# Instructions for the task
Your task is to repeat the lines below exactly, excluding any pictures they contain.

##### Supplied information #####

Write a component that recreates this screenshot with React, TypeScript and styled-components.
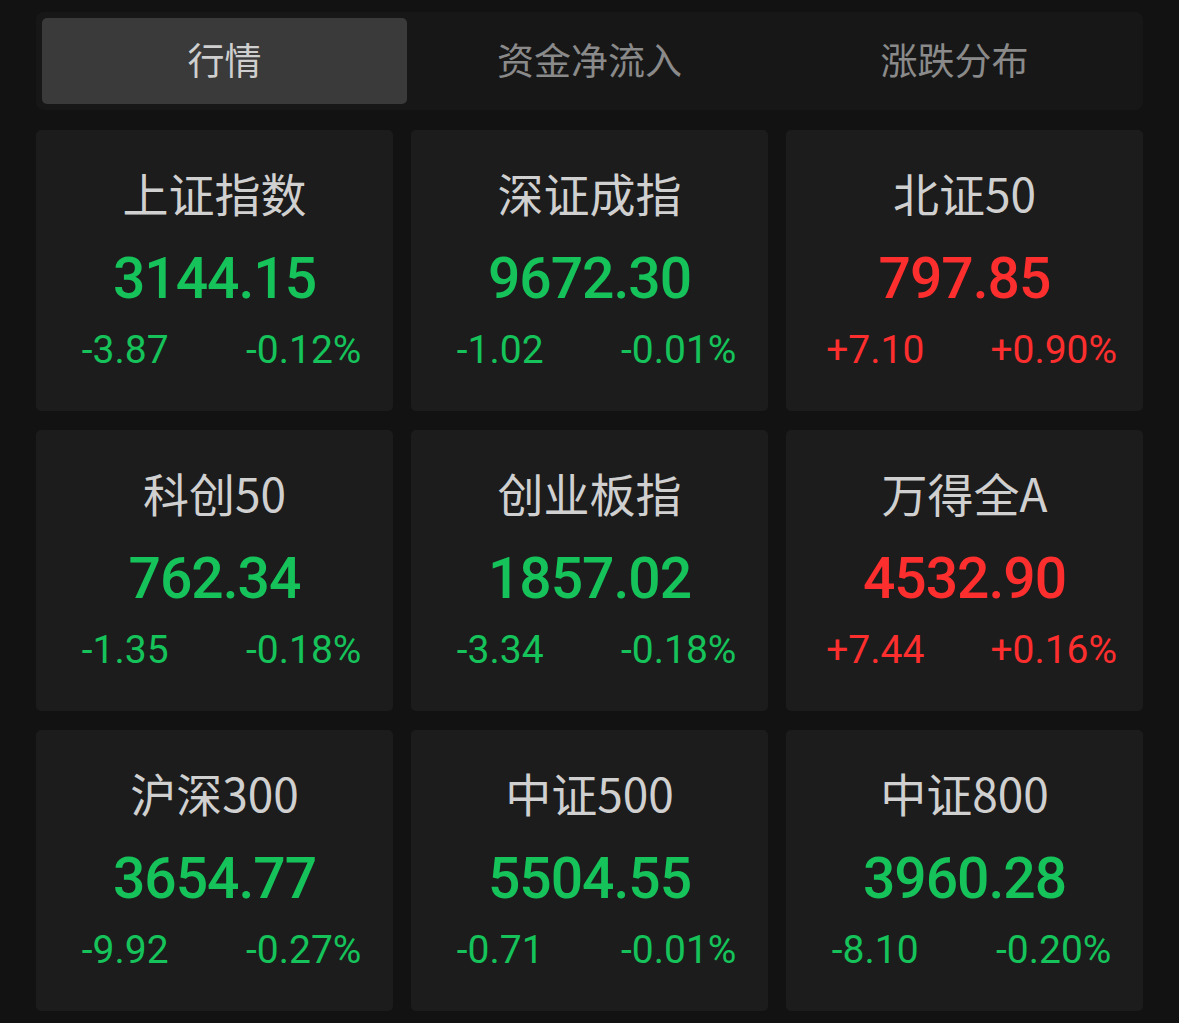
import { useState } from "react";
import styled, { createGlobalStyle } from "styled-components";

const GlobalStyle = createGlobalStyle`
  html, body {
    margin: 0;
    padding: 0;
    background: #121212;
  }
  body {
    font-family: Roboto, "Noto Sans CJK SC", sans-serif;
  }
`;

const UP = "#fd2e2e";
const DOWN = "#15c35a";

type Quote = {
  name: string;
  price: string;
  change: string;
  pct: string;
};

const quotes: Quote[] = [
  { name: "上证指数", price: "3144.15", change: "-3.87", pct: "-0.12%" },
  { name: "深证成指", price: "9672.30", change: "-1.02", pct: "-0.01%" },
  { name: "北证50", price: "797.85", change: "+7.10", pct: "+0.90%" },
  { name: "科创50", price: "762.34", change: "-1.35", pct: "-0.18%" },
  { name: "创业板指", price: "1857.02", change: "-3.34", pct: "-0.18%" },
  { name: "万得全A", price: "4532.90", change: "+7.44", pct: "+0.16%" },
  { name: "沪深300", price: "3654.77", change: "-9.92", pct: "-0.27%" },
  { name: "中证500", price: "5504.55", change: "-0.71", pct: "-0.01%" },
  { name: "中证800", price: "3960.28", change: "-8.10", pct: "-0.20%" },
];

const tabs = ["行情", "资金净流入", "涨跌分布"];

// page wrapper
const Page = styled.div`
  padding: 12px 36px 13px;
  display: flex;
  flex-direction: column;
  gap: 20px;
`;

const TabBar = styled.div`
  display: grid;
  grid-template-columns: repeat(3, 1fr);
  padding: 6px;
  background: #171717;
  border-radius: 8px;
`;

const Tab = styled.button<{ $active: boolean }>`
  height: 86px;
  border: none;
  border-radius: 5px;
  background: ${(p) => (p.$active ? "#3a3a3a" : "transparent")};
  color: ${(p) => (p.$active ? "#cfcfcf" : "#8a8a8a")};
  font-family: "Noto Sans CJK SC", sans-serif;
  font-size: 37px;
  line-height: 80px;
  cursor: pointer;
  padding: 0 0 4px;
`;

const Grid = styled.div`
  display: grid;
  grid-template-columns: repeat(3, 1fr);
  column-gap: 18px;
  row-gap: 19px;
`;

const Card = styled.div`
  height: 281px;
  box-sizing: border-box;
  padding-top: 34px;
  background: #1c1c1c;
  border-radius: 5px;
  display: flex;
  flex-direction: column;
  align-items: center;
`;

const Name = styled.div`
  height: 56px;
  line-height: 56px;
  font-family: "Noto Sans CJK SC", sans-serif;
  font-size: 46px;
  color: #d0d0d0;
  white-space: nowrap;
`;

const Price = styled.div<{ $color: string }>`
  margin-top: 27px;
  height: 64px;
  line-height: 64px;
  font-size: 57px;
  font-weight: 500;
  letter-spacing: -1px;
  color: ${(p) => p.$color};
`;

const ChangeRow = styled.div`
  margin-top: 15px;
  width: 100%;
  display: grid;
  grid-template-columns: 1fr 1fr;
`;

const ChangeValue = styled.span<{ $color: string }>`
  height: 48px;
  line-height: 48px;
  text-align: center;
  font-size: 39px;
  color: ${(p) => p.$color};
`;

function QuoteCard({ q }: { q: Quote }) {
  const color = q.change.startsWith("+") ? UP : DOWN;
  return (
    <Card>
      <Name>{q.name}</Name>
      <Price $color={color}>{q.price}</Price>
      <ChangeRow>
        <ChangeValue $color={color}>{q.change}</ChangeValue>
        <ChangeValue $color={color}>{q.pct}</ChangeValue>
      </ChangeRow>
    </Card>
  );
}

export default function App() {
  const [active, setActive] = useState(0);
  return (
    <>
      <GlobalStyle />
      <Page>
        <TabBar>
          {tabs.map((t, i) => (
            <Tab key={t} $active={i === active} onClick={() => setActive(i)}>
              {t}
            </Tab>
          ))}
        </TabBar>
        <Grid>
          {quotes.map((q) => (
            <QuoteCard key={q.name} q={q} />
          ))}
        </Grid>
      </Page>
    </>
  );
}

#####

# Output for this exercise
Write a component that recreates this screenshot with React, TypeScript and styled-components.
import { useState } from "react";
import styled, { createGlobalStyle } from "styled-components";

const GlobalStyle = createGlobalStyle`
  html, body {
    margin: 0;
    padding: 0;
    background: #121212;
  }
  body {
    font-family: Roboto, "Noto Sans CJK SC", sans-serif;
  }
`;

const UP = "#fd2e2e";
const DOWN = "#15c35a";

type Quote = {
  name: string;
  price: string;
  change: string;
  pct: string;
};

const quotes: Quote[] = [
  { name: "上证指数", price: "3144.15", change: "-3.87", pct: "-0.12%" },
  { name: "深证成指", price: "9672.30", change: "-1.02", pct: "-0.01%" },
  { name: "北证50", price: "797.85", change: "+7.10", pct: "+0.90%" },
  { name: "科创50", price: "762.34", change: "-1.35", pct: "-0.18%" },
  { name: "创业板指", price: "1857.02", change: "-3.34", pct: "-0.18%" },
  { name: "万得全A", price: "4532.90", change: "+7.44", pct: "+0.16%" },
  { name: "沪深300", price: "3654.77", change: "-9.92", pct: "-0.27%" },
  { name: "中证500", price: "5504.55", change: "-0.71", pct: "-0.01%" },
  { name: "中证800", price: "3960.28", change: "-8.10", pct: "-0.20%" },
];

const tabs = ["行情", "资金净流入", "涨跌分布"];

// page wrapper
const Page = styled.div`
  padding: 12px 36px 13px;
  display: flex;
  flex-direction: column;
  gap: 20px;
`;

const TabBar = styled.div`
  display: grid;
  grid-template-columns: repeat(3, 1fr);
  padding: 6px;
  background: #171717;
  border-radius: 8px;
`;

const Tab = styled.button<{ $active: boolean }>`
  height: 86px;
  border: none;
  border-radius: 5px;
  background: ${(p) => (p.$active ? "#3a3a3a" : "transparent")};
  color: ${(p) => (p.$active ? "#cfcfcf" : "#8a8a8a")};
  font-family: "Noto Sans CJK SC", sans-serif;
  font-size: 37px;
  line-height: 80px;
  cursor: pointer;
  padding: 0 0 4px;
`;

const Grid = styled.div`
  display: grid;
  grid-template-columns: repeat(3, 1fr);
  column-gap: 18px;
  row-gap: 19px;
`;

const Card = styled.div`
  height: 281px;
  box-sizing: border-box;
  padding-top: 34px;
  background: #1c1c1c;
  border-radius: 5px;
  display: flex;
  flex-direction: column;
  align-items: center;
`;

const Name = styled.div`
  height: 56px;
  line-height: 56px;
  font-family: "Noto Sans CJK SC", sans-serif;
  font-size: 46px;
  color: #d0d0d0;
  white-space: nowrap;
`;

const Price = styled.div<{ $color: string }>`
  margin-top: 27px;
  height: 64px;
  line-height: 64px;
  font-size: 57px;
  font-weight: 500;
  letter-spacing: -1px;
  color: ${(p) => p.$color};
`;

const ChangeRow = styled.div`
  margin-top: 15px;
  width: 100%;
  display: grid;
  grid-template-columns: 1fr 1fr;
`;

const ChangeValue = styled.span<{ $color: string }>`
  height: 48px;
  line-height: 48px;
  text-align: center;
  font-size: 39px;
  color: ${(p) => p.$color};
`;

function QuoteCard({ q }: { q: Quote }) {
  const color = q.change.startsWith("+") ? UP : DOWN;
  return (
    <Card>
      <Name>{q.name}</Name>
      <Price $color={color}>{q.price}</Price>
      <ChangeRow>
        <ChangeValue $color={color}>{q.change}</ChangeValue>
        <ChangeValue $color={color}>{q.pct}</ChangeValue>
      </ChangeRow>
    </Card>
  );
}

export default function App() {
  const [active, setActive] = useState(0);
  return (
    <>
      <GlobalStyle />
      <Page>
        <TabBar>
          {tabs.map((t, i) => (
            <Tab key={t} $active={i === active} onClick={() => setActive(i)}>
              {t}
            </Tab>
          ))}
        </TabBar>
        <Grid>
          {quotes.map((q) => (
            <QuoteCard key={q.name} q={q} />
          ))}
        </Grid>
      </Page>
    </>
  );
}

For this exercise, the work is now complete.